A modo de conclusión
El análisis de la brecha salarial entre maestros públicos y privados, a la luz del artículo periodístico y de la evidencia histórica acumulada sobre controles de precios, permite extraer varias conclusiones fundamentales para orientar la política educativa y económica del país de forma responsable.
En primer lugar, la labor periodística que ha puesto este tema sobre la mesa merece reconocimiento. Ha permitido visibilizar condiciones laborales profundamente asimétricas y ha generado una conversación imprescindible para el fortalecimiento del sistema educativo. No obstante, la solución no puede derivarse exclusivamente de esa fotografía inicial. Las políticas públicas requieren una lectura más profunda de los incentivos, costos y dinámicas que caracterizan al mercado laboral docente.
En segundo lugar, la brecha salarial no debe interpretarse automáticamente como un fallo de mercado. La diferencia entre el salario financiado por el Estado y el salario financiado por las familias refleja estructuras de financiamiento divergentes, no un defecto moral o un acto deliberado de injusticia. Esta distinción es esencial para evitar intervenciones apresuradas que, lejos de reducir la desigualdad, puedan profundizarla.

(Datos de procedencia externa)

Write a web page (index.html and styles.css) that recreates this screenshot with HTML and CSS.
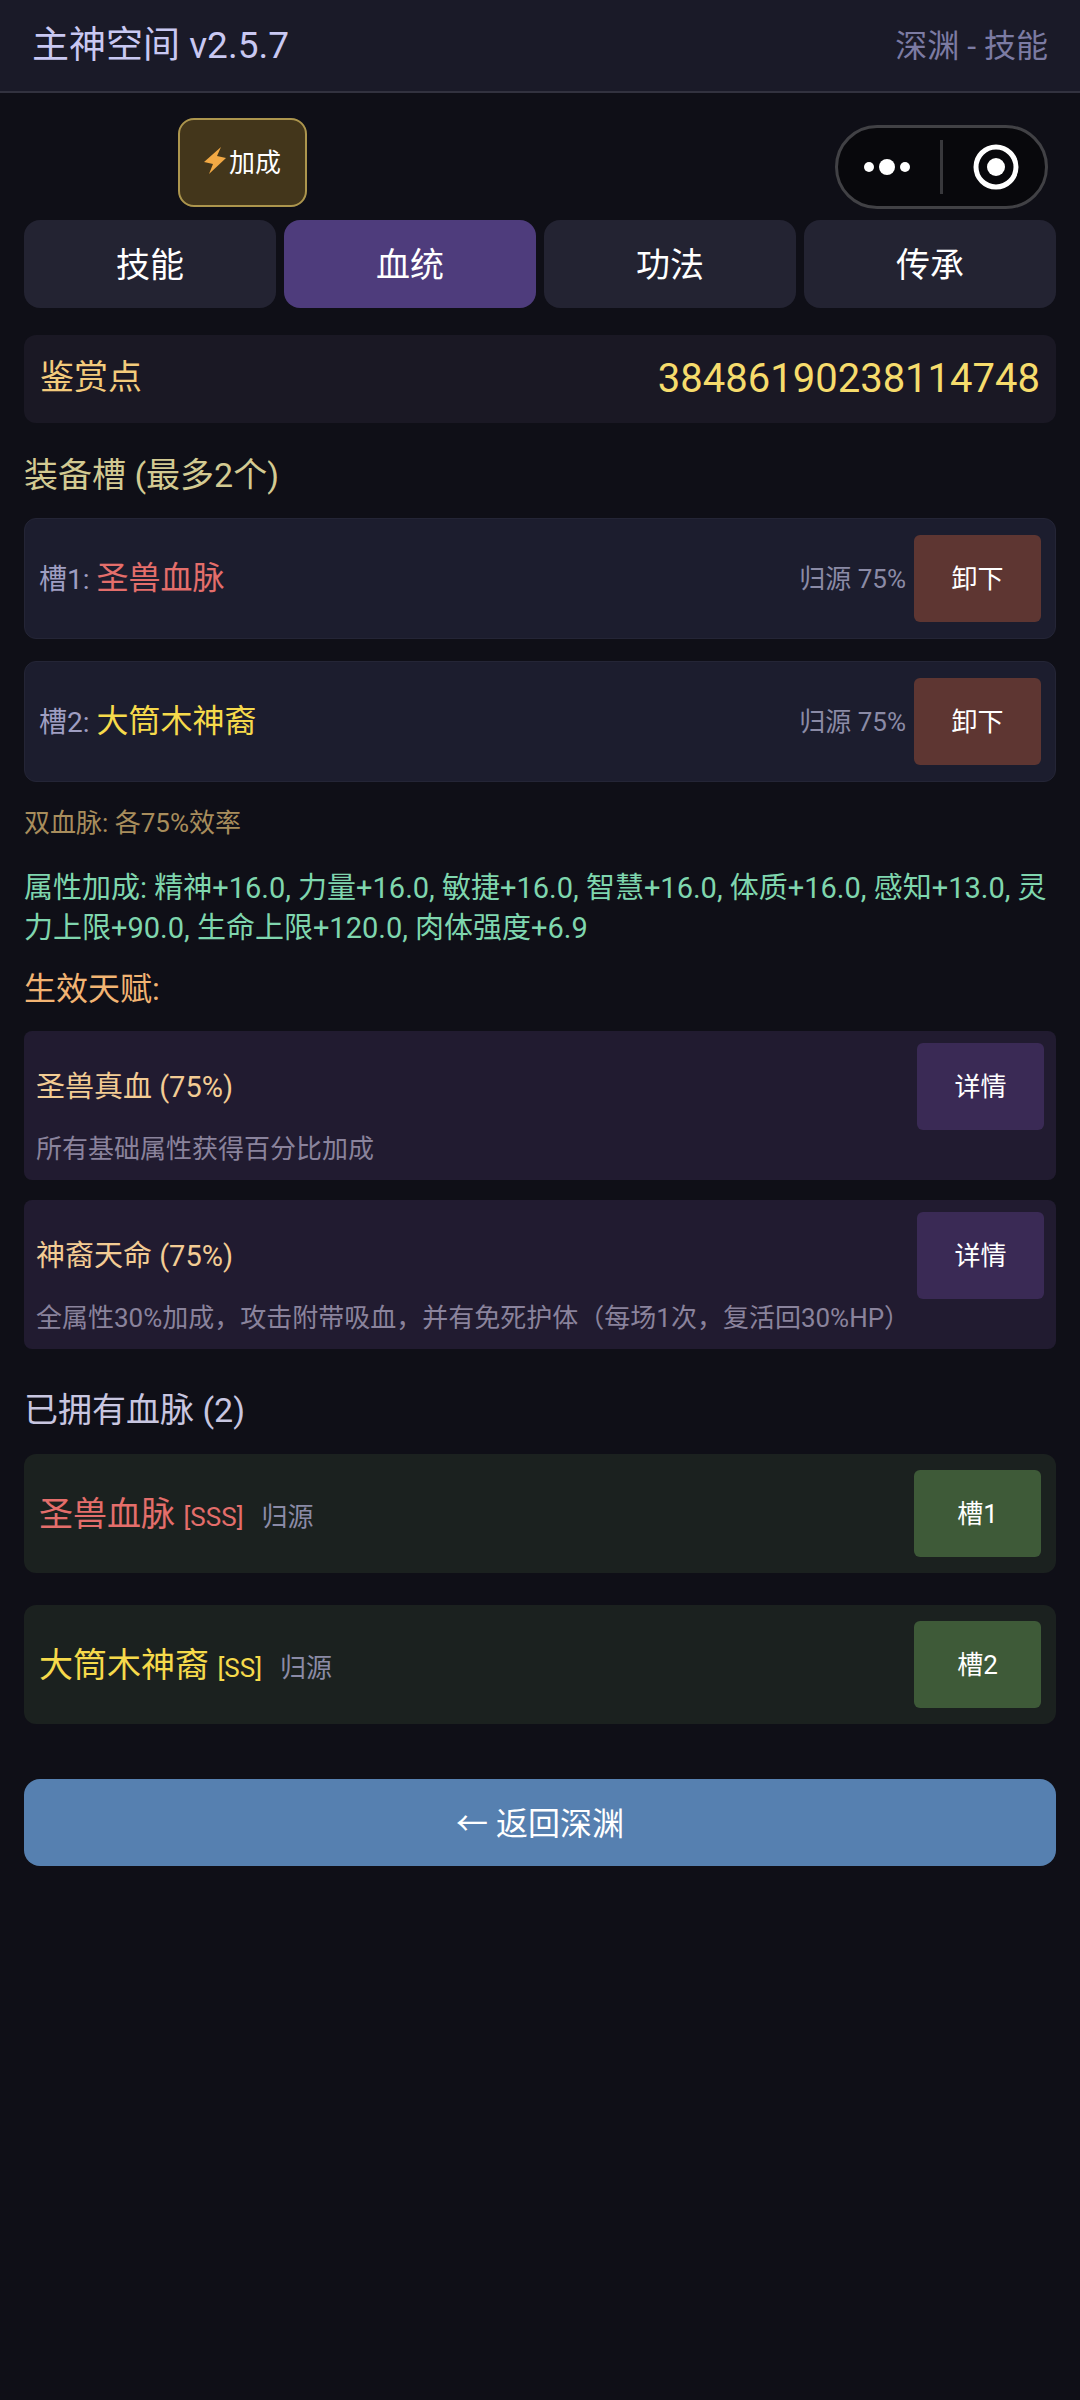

Tercero, el país debe resistir la tentación histórica —tan documentada como recurrente— de regular precios o limitar tarifas como vía para corregir distorsiones. La evidencia es abrumadora. Desde Diocleciano hasta episodios recientes en América Latina, los controles de precios generan escasez, deterioro de la calidad, informalización laboral y contracción de la oferta. El sector educativo privado, por su delicada estructura financiera y por la heterogeneidad de su oferta, sería especialmente vulnerable a estas consecuencias.
Cuarto, las soluciones deben ser estructurales y no cosméticas. Mejorar la productividad docente es indispensable para elevar salarios de manera sostenible. Esto implica inversión en formación continua, desarrollo profesional, evaluación objetiva y métricas claras de desempeño. Asimismo, el país necesita establecer un marco de estándares laborales mínimos que garantice dignidad, formalidad y seguridad social para los docentes de los centros educativos privados, sin recurrir a controles artificiales de tarifas.
Finalmente, la conversación sobre la brecha salarial debe avanzar hacia una visión integral de carrera docente, donde el país aspire a una sola profesión con estándares y oportunidades claras, independientemente del sector donde cada maestro decida ejercer. Esto requerirá diálogo, cooperación público-privada y una comprensión seria de la economía de la educación.
En síntesis, la brecha salarial existe y es problemática, pero no se resolverá regulando precios. Se resolverá fortaleciendo la productividad, la institucionalidad y la dignidad profesional del magisterio dominicano, con políticas que miren más allá del corto plazo y eviten repetir errores que la historia —una y otra vez— ha mostrado fallidos.